Why is Maryland's basketball team all growing beards?

Geoff Burke-USA TODAY Sports

Shock waves were sent through the Maryland, nay world, basketball community this afternoon when the Terrapin basketball team started releasing leaked photos from a recent shoot with the new team. I, as a real journalist, immediately leapt into action to see what I could decipher from these images. The findings may shock you.

Fresh faces...or are they?

The picture that garnered the most attention was that of the five-man incoming class, ranked in the top ten nationally.

On the surface it seems like a great picture of an excited group of youngsters ready to leave their mark in Maryland basketball history. But when you look deeper, you can see schisms already starting to form. They start small and stubbly but grow into lush waves of trouble.

That's right. Beards.

You can clearly see that the most highly touted of the group, Melo Trimble, is sporting a a somewhat full beard that he's obviously been cultivating for some time. We see proof of this is a recent tweet from the future point guard. Jared Nickens, a top 100 recruit in his own right, also seems to be growing facial hair, although more cleanly trimmed and understated.

But that's it.

The other three freshmen have nary a wisp to be found. What does this say about their chemistry? Obviously Trimble, the supposed future leader of the program, does not have the respect of the group. Would Derek Jeter or Michael Jordan let this happen? You tell me.

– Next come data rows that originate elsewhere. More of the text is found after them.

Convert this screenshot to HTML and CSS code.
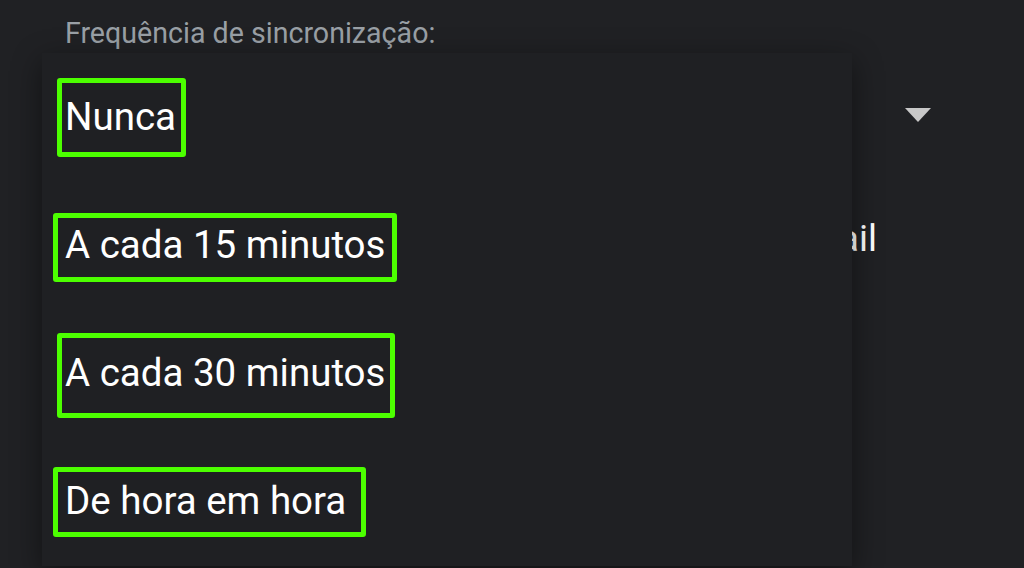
FILE: index.html
```html
<!DOCTYPE html>
<html lang="pt">
<head>
<meta charset="utf-8">
<title>Frequência de sincronização</title>
<link rel="stylesheet" href="styles.css">
</head>
<body>
<div class="page">
  <div class="label">Frequência de sincronização:</div>
  <div class="select-row">
    <span class="select-value">Nunca</span>
    <span class="caret"></span>
  </div>
  <div class="text-row">
    <span class="row-text">Sincronizar e-mail</span>
  </div>

  <ul class="menu">
    <li class="option"><span class="opt opt-1">Nunca</span></li>
    <li class="option"><span class="opt opt-2">A cada 15 minutos</span></li>
    <li class="option"><span class="opt opt-3">A cada 30 minutos</span></li>
    <li class="option"><span class="opt opt-4">De hora em hora</span></li>
  </ul>
</div>
</body>
</html>
```

FILE: styles.css
```css
html, body {
  margin: 0;
  padding: 0;
  background: #202124;
  height: 100%;
  overflow: hidden;
}

.page {
  position: relative;
  width: 1024px;
  height: 568px;
  overflow: hidden;
  font-family: Roboto, "Open Sans", Arial, sans-serif;
  color: #ffffff;
}

.label {
  padding: 15px 0 0 65px;
  font-size: 28.6px;
  line-height: 36px;
  color: #9aa0a6;
}

.select-row {
  display: flex;
  align-items: center;
  justify-content: space-between;
  height: 128px;
  padding: 0 93px 0 65px;
  font-size: 38px;
}

.caret {
  width: 0;
  height: 0;
  border-left: 13px solid transparent;
  border-right: 13px solid transparent;
  border-top: 14px solid #c8c8c8;
}

.text-row {
  display: flex;
  justify-content: flex-end;
  align-items: center;
  height: 118px;
  padding-right: 147px;
  font-size: 37px;
}

.menu {
  position: absolute;
  left: 42px;
  top: 53px;
  width: 810px;
  height: 513px;
  margin: 0;
  padding: 0 0 0 23px;
  box-sizing: border-box;
  list-style: none;
  background: #1f2023;
  box-shadow: 0 8px 28px rgba(0, 0, 0, 0.45);
}

.option {
  display: flex;
  align-items: center;
  height: 128px;
  font-size: 38.5px;
  color: #ffffff;
}

.opt {
  position: relative;
  display: inline-block;
  line-height: 44px;
}

.opt::after {
  content: "";
  position: absolute;
  border: 5px solid #4cff00;
  border-radius: 3px;
}

.opt-1::after { left: -8px; right: -10px; top: -17px; bottom: -18px; }
.opt-2::after { left: -12px; right: -12px; top: -10px; bottom: -15px; }
.opt-3::after { left: -8px; right: -10px; top: -18px; bottom: -23px; }
.opt-4::after { left: -12px; right: -20px; top: -12px; bottom: -14px; }
```
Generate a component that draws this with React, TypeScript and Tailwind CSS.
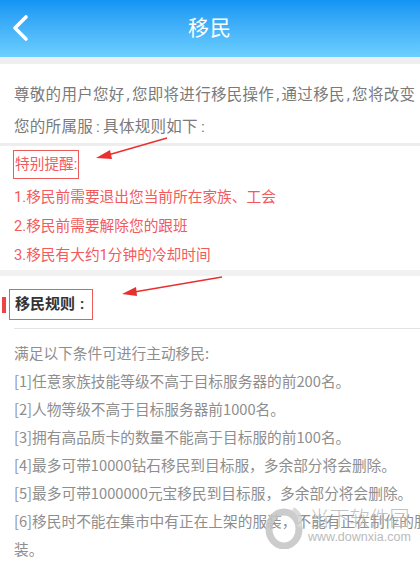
import React from 'react';

const font = { fontFamily: "Roboto, 'Noto Sans CJK SC', sans-serif" };
const cjkFirst = { fontFamily: "'Noto Sans CJK SC', Roboto, sans-serif" };

// the source renders ASCII punctuation with extra room around it
const spaced = (text: string) =>
  text.split(/([,:])/).map((part, i) =>
    part === ',' ? (
      <span key={i} className="mx-[2px]">,</span>
    ) : part === ':' ? (
      <span key={i} className="mx-[3px]">:</span>
    ) : (
      <React.Fragment key={i}>{part}</React.Fragment>
    ),
  );

const reminders = [
  '1.移民前需要退出您当前所在家族、工会',
  '2.移民前需要解除您的跟班',
  '3.移民有大约1分钟的冷却时间',
];

const rules = [
  '满足以下条件可进行主动移民:',
  '[1]任意家族技能等级不高于目标服务器的前200名。',
  '[2]人物等级不高于目标服务器前1000名。',
  '[3]拥有高品质卡的数量不能高于目标服的前100名。',
  '[4]最多可带10000钻石移民到目标服，多余部分将会删除。',
  '[5]最多可带1000000元宝移民到目标服，多余部分将会删除。',
  '[6]移民时不能在集市中有正在上架的服装，不能有正在制作的服',
  '装。',
];

const App: React.FC = () => {
  return (
    <div className="relative w-[420px] h-[561px] overflow-hidden bg-white" style={font}>
      {/* Header */}
      <div className="relative h-[57px] flex items-center justify-center bg-gradient-to-b from-[#1094f4] to-[#6bd0fd]">
        <svg className="absolute left-[11px] top-[14px]" width="18" height="28" viewBox="0 0 18 28">
          <path d="M15 3 L4 14 L15 25" fill="none" stroke="white" strokeWidth="3.6" strokeLinecap="round" strokeLinejoin="round" />
        </svg>
        <span className="text-white text-[21px] tracking-[1px]">移民</span>
      </div>
      <div className="h-[7px] bg-[#efefef]" />

      {/* Intro */}
      <div className="pt-[15px] pl-[14px] border-b-[3px] border-[#eeeeee] text-[15.5px] text-[#7a7a7a] leading-[32px] whitespace-nowrap tracking-[0.3px]">
        <p>{spaced('尊敬的用户您好,您即将进行移民操作,通过移民,您将改变')}</p>
        <p>{spaced('您的所属服:具体规则如下:')}</p>
      </div>

      {/* Reminders */}
      <div className="pl-[13px] text-[14.7px] text-[#f25a5c] whitespace-nowrap">
        <div className="mt-[4px] w-[66px] h-[29px] border border-[#ee5b5b] pl-[1px] leading-[27px]">特别提醒:</div>
        <div className="pt-[4px] pl-[1px] leading-[29px]">
          {reminders.map((r) => (
            <p key={r}>{r}</p>
          ))}
        </div>
      </div>
      <div className="h-[6px] bg-[#f1f1f1]" />

      {/* Rules header */}
      <div className="flex items-center mt-[13px]">
        <div className="ml-[2px] w-[4px] h-[16px] bg-[#ee4444]" />
        <div className="ml-[3px] w-[84px] h-[31px] border border-[#ee5b5b] flex items-center pl-[5px] text-[15px] font-bold text-[#333333] whitespace-nowrap">
          移民规则<span className="ml-[5px]">:</span>
        </div>
      </div>
      <div className="ml-[14px] mt-[8px] border-b border-[#e3e3e3]" />

      {/* Rules */}
      <div className="pt-[10px] pl-[14px] text-[14.7px] text-[#8e8e8e] leading-[28px] whitespace-nowrap" style={cjkFirst}>
        {rules.map((r) => (
          <p key={r}>{r}</p>
        ))}
      </div>

      {/* Annotation arrows */}
      <svg className="absolute left-0 top-0 pointer-events-none" width="420" height="561" viewBox="0 0 420 561">
        <line x1="167" y1="138" x2="108" y2="155" stroke="#e8302e" strokeWidth="1.4" />
        <polygon points="96,158 110,150 112,159" fill="#e8302e" />
        <line x1="222" y1="277" x2="134" y2="292" stroke="#e8302e" strokeWidth="1.4" />
        <polygon points="122,294 136,287 137,296" fill="#e8302e" />
      </svg>

      {/* Watermark */}
      <div className="absolute left-[264px] top-[505px] flex items-start gap-[2px] opacity-85 pointer-events-none whitespace-nowrap">
        <svg width="42" height="44" viewBox="0 0 42 44">
          <ellipse cx="20" cy="24" rx="15" ry="17" fill="none" stroke="#c4c4c4" strokeWidth="7" />
          <path d="M29 4 Q39 10 35 22" fill="none" stroke="#d4d4d4" strokeWidth="4" />
        </svg>
        <div className="flex flex-col items-center pt-[3px]">
          <span className="text-[20px] leading-[22px] text-[#b8b8b8] font-light">当下软件园</span>
          <span className="text-[12.5px] leading-[15px] text-[#b0b0b0]" style={{ fontFamily: "'Liberation Sans', sans-serif" }}>www.downxia.com</span>
        </div>
      </div>
    </div>
  );
};

export default App;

The issues are future illustrated when we look at more pictures of the team.






THEY ALL HAVE BEARDS. Now, you might be saying, "Andrew, that's not the whole team, what about Evan Smotrycz?"


So, what's the deal Michal Cekovsky, Dion Wiley and Trayvon Reed? Why are they blatantly flying in the (bearded) face of Maryland basketball?

Cekovsky and Reed tower over the rest of the team at a combined 14-plus feet of height and can likely only see the tops of their teammates heads, living woefully unaware that the beards exist.

As for Wiley? Smooth jumper, smooth face. Easy.

It's clear to me that the recent tournament drought for Terp hoops is a direct result of a lack of beard-chemistry from the entire team. For this squad to make it over the hump, they'll have to throw away their razor, flush their foaming creams and fully embrace the beard lifestyle.